En s’inscrivant dans cette logique, ils commettent plus qu’une simple erreur, car précipitant l’humanité, mais aussi le reste du vivant, dans une forme d’euthanasie, la douleur en plus. L’on ne peut en effet à tout prix vouloir préserver la chèvre et le chou, auquel cas ce serait oublier que les augmentations drastiques de températures que l’on nous promet avant la fin du siècle trouvent leur origine dans cette même croissance que l’on continue de prôner. À ce titre, il est intéressant de noter qu’au sein même d’instances et de conglomérats portant une part de responsabilité (plus ou moins grande) dans la situation actuelle, certains avouent, en interne ou publiquement (le plus souvent à demi-mot), que ce modèle dont nous jouissons aujourd’hui ne pourra s’éterniser davantage.

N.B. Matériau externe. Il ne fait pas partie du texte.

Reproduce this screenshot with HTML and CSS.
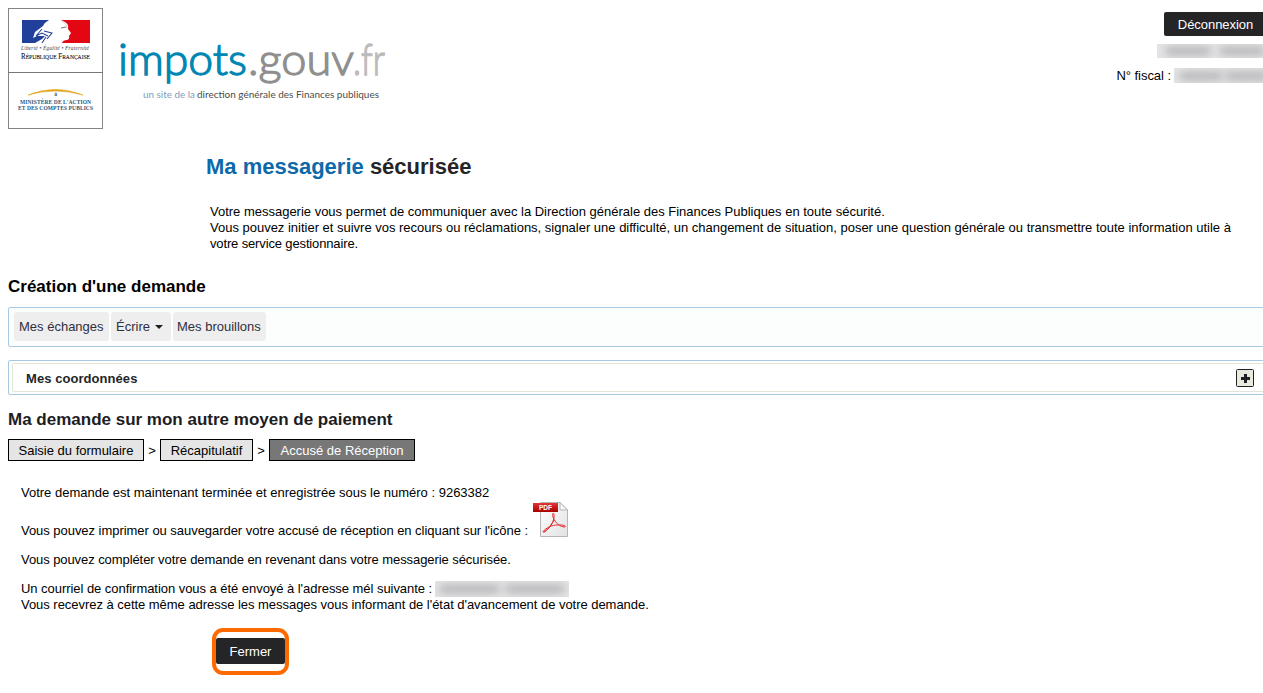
FILE: index.html
```html
<!DOCTYPE html>
<html lang="fr">
<head>
<meta charset="utf-8">
<title>Ma messagerie sécurisée</title>
<link rel="stylesheet" href="styles.css">
</head>
<body>
<header class="header">
  <svg class="marianne" width="95" height="121" viewBox="0 0 95 121">
    <rect x=".5" y=".5" width="94" height="120" fill="#fff" stroke="#858585"/>
    <path d="M0 64.5H95" stroke="#777"/>
    <path d="M14 12H41Q37 14 35 18Q31 21 27 24L25 30L29 28H37L34 31L27 35H14Z" fill="#21409a"/>
    <path d="M53 12H82V35H54Q55 32 59 32Q62 31 61 28L63 25L60 21Q61 16 57 14Z" fill="#e30613"/>
    <path d="M34 21L28 28L34 25L40 28M36 23L44 25L39 31M38 29L34 35" fill="none" stroke="#21409a" stroke-width="1.1"/>
    <path d="M53 20L58 19" fill="none" stroke="#777"/>
    <path d="M54 13Q59 16 59 20" fill="none" stroke="#dcd5d5"/>
    <text class="motto" x="13" y="42" textLength="68">Liberté • Égalité • Fraternité</text>
    <text class="republic" x="13" y="51" textLength="69" lengthAdjust="spacingAndGlyphs">R<tspan class="small-cap">ÉPUBLIQUE</tspan> F<tspan class="small-cap">RANÇAISE</tspan></text>
    <path d="M20 87Q47 76 75 87Q47 79 20 87Z" fill="#e0a51d" stroke="#e0a51d" stroke-width=".6"/>
    <text class="ministry" x="47.5" y="88" text-anchor="middle">à</text>
    <text class="ministry" x="12" y="95.5" textLength="71">MINISTÈRE DE L'ACTION</text>
    <text class="ministry" x="10" y="101.5" textLength="75">ET DES COMPTES PUBLICS</text>
  </svg>
  <svg class="brand" width="280" height="75" viewBox="0 0 280 75">
    <g class="brand-name">
      <text x="-3" y="42" textLength="129" lengthAdjust="spacingAndGlyphs" fill="#0086b3" stroke="#0086b3">impots</text>
      <text x="127" y="42" textLength="106" lengthAdjust="spacingAndGlyphs" fill="#8f8f8f" stroke="#8f8f8f">.gouv</text>
      <text x="232" y="42" textLength="32" lengthAdjust="spacingAndGlyphs" fill="#bbb" stroke="#bbb">.fr</text>
    </g>
    <text class="tagline" x="22" y="65" textLength="52" lengthAdjust="spacingAndGlyphs" fill="#7b9fbd">un site de la</text>
    <text class="tagline" x="76" y="65" textLength="182" lengthAdjust="spacingAndGlyphs" fill="#4c4c4c">direction générale des Finances publiques</text>
  </svg>
  <div class="account">
    <button class="button logout">Déconnexion</button>
    <div class="masked name"><i></i><i></i></div>
    <div class="fiscal"><span>N° fiscal :</span><div class="masked number"><i></i><i></i></div></div>
  </div>
</header>
<main class="main">
  <section class="intro">
    <h1 class="page-title"><span class="accent">Ma messagerie</span> sécurisée</h1>
    <p class="description">Votre messagerie vous permet de communiquer avec la Direction générale des Finances Publiques en toute sécurité.<br>Vous pouvez initier et suivre vos recours ou réclamations, signaler une difficulté, un changement de situation, poser une question générale ou transmettre toute information utile à<br><span class="last-line">votre service gestionnaire.</span></p>
  </section>
  <h2 class="section-title">Création d'une demande</h2>
  <nav class="toolbar">
    <a class="tab">Mes échanges</a>
    <a class="tab write">Écrire <span class="caret"></span></a>
    <a class="tab drafts">Mes brouillons</a>
  </nav>
  <section class="panel"><div class="panel-inner">
    <b class="panel-title">Mes coordonnées</b>
    <svg width="18" height="18" viewBox="0 0 18 18"><rect x=".5" y=".5" width="17" height="17" rx="1" fill="#e8eade" stroke="#202124"/><path d="M9.5 5v9M5 9.5h9" stroke="#202124" stroke-width="3"/></svg>
  </div></section>
  <h2 class="section-title request-title">Ma demande sur mon autre moyen de paiement</h2>
  <div class="steps">
    <span class="step form">Saisie du formulaire</span><span class="separator">&gt;</span>
    <span class="step recap">Récapitulatif</span><span class="separator">&gt;</span>
    <span class="step receipt">Accusé de Réception</span>
  </div>
  <section class="confirmation">
    <p class="line registered">Votre demande est maintenant terminée et enregistrée sous le numéro : 9263382</p>
    <div class="download">
      <p class="line print">Vous pouvez imprimer ou sauvegarder votre accusé de réception en cliquant sur l'icône :</p>
      <svg class="pdf" width="36" height="37" viewBox="0 0 36 37">
        <defs><linearGradient id="paper" x2="1" y2="1"><stop stop-color="#fff"/><stop offset="1" stop-color="#e2e2e2"/></linearGradient><linearGradient id="label" x2="0" y2="1"><stop stop-color="#e33535"/><stop offset="1" stop-color="#a90000"/></linearGradient></defs>
        <path d="M7.5 1.5H27L34.5 9V35.5H7.5Z" fill="url(#paper)" stroke="#b5b5b5"/>
        <path d="M27 1.5V9H34.5Z" fill="#f8f8f8" stroke="#b5b5b5"/>
        <rect y="2" width="25" height="9" fill="url(#label)"/>
        <text class="pdf-label" x="6" y="9" textLength="13" lengthAdjust="spacingAndGlyphs">PDF</text>
        <path d="M11 31C16 28 22 21 21 13C20 11 19 13 20 16C22 22 27 26 32 26C34 24 25 23 18 25C12 28 10 30 10 31C12 32 17 26 21 19" fill="none" stroke="#e02b31" stroke-width="1"/>
      </svg>
    </div>
    <p class="line complete">Vous pouvez compléter votre demande en revenant dans votre messagerie sécurisée.</p>
    <div class="mail"><p class="line sent">Un courriel de confirmation vous a été envoyé à l'adresse mél suivante :</p><div class="masked address"><i></i><i></i></div></div>
    <p class="line status">Vous recevrez à cette même adresse les messages vous informant de l'état d'avancement de votre demande.</p>
    <div class="highlight"><button class="button close">Fermer</button></div>
  </section>
</main>
</body>
</html>
```
FILE: styles.css
```css
* { box-sizing: border-box; }
html { overflow: hidden; }
body { margin: 0; width: 1273px; height: 693px; overflow: hidden; background: #fff; color: #000; font: 13px/16px "Liberation Sans", Arial, sans-serif; }
h1, h2, p { margin: 0; }
.header { display: flex; height: 150px; padding-left: 8px; }
.marianne { margin-top: 8px; flex: none; }
.brand { margin: 33px 0 0 18px; flex: none; overflow: visible; }
.motto { font: italic 5.5px "Liberation Serif", serif; fill: #444; }
.republic { font: 7.5px "Liberation Serif", serif; fill: #111; stroke: #111; stroke-width: .1px; }
.small-cap { font-size: 6px; }
.ministry { font: bold 5.5px "Liberation Serif", serif; fill: #28577b; }
.brand-name { font: 300 44px Lato, sans-serif; stroke-width: 1.3px; }
.tagline { font: 9.5px Lato, sans-serif; }
.account { width: 180px; margin-left: auto; padding-top: 12px; display: flex; flex-direction: column; align-items: flex-end; }
.button { display: block; padding: 0; border: 0; border-radius: 2px; background: #252528; color: #fff; font: 13px/16px "Liberation Sans", Arial, sans-serif; }
.logout { width: 109px; height: 24px; padding: 1px 6px 0 0; letter-spacing: -.05px; }
.masked { display: flex; align-items: center; gap: 8px; overflow: hidden; background: #e5e5e7; }
.masked i { height: 8px; border-radius: 4px; background: #b2b2b4; filter: blur(4px); flex: 1; }
.name { width: 116px; height: 14px; margin-top: 8px; padding: 0 8px; }
.fiscal { display: flex; align-items: center; margin-top: 10px; gap: 3px; }
.fiscal span { letter-spacing: -.05px; }
.number { width: 99px; height: 15px; margin-top: -1px; padding: 0 5px; gap: 2px; }
.main { padding-left: 8px; }
.intro { padding-left: 198px; height: 127px; }
.page-title { padding-top: 4px; font-size: 22px; line-height: 25px; color: #252528; }
.accent { color: #0c69aa; }
.description { padding: 25px 0 0 4px; white-space: nowrap; letter-spacing: -.008px; }
.last-line { letter-spacing: -.14px; }
.section-title { font-size: 17px; line-height: 20px; white-space: nowrap; }
.toolbar { display: flex; gap: 2px; height: 40px; margin-top: 10px; padding: 4px 5px; border: 1px solid #a6cae3; border-radius: 2px; background: #fbfefd; }
.tab { display: flex; align-items: center; width: 95px; height: 29px; padding-left: 5px; border-radius: 3px; background: #eee; color: #303040; white-space: nowrap; }
.write { width: 60px; padding-left: 5px; gap: 5px; }
.drafts { width: 93px; padding-left: 4px; }
.caret { width: 0; height: 0; border: 4px solid transparent; border-top-color: #202020; border-bottom: 0; }
.panel { height: 35px; margin-top: 13px; padding: 2px 3px; border: 1px solid #a6cae3; border-radius: 2px; }
.panel-inner { display: flex; align-items: center; justify-content: space-between; height: 29px; padding: 0 14px 0 13px; border: 1px solid #e2e5d8; border-radius: 2px; }
.panel-title { color: #252528; padding-top: 2px; letter-spacing: .06px; }
.request-title { margin-top: 15px; color: #1d1d1f; }
.steps { display: flex; margin-top: 9px; height: 22px; }
.step { border: 1px solid #000; background: #e5e5e5; text-align: center; line-height: 21px; }
.form { width: 136px; }
.recap { width: 93px; }
.receipt { width: 146px; background: #777; color: #fff; }
.separator { width: 16px; text-align: center; line-height: 23px; }
.confirmation { padding: 24px 0 0 13px; }
.line { white-space: nowrap; }
.download { display: flex; align-items: flex-end; height: 38px; gap: 5px; }
.print { letter-spacing: -.04px; }
.pdf { margin-bottom: 1px; }
.pdf-label { font: bold 7px "Liberation Sans", Arial, sans-serif; fill: #fff; }
.complete { margin-top: 13px; letter-spacing: -.075px; }
.mail { display: flex; margin-top: 13px; gap: 3px; }
.sent { letter-spacing: -.045px; }
.status { letter-spacing: -.036px; }
.address { width: 134px; height: 16px; padding: 0 4px; gap: 5px; }
.highlight { display: flex; align-items: center; justify-content: center; width: 77px; height: 47px; margin: 15px 0 0 191px; border: 4px solid #ff6a00; border-radius: 11px; }
.close { width: 69px; height: 26px; margin-top: -1px; padding-top: 1px; }
```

Ainsi le très sérieux Guardian publiait-il récemment un article portant sur un rapport confidentiel signé de JP Morgan, pour rappel principal financier mondial des combustibles fossiles. Dans ce document – adressé à ses clients mais qui, manque de bol, aura « fuité » – est ainsi mentionné que la Terre se trouve aujourd’hui « sur une trajectoire non durable ». JP Morgan va même plus loin, indiquant que la politique climatique devait changer, sous peine de « conséquences irréversibles pour le monde ». Bien entendu, il s’agit déjà pour beaucoup d’une évidence, sans compter que ce rapport n’a d’abord, encore une fois, pour objet que d’avertir les membres d’un « certain cercle » quant aux risques économiques engendrés par le réchauffement. Reste que le document pointe du doigt notre responsabilité collective en la matière, et même mieux puisque comprenant de facto les actions mêmes de la holding financière à l’origine de son ébauche. Cela sera-t-il suffisant pour nous faire prendre conscience de notre irresponsabilité à vouloir perpétuer, coûte que coûte, un système dont la chute est assurée ? Il y a peu de chance, hélas ! Au risque de voir bientôt disparaître à la fois la chèvre et le chou.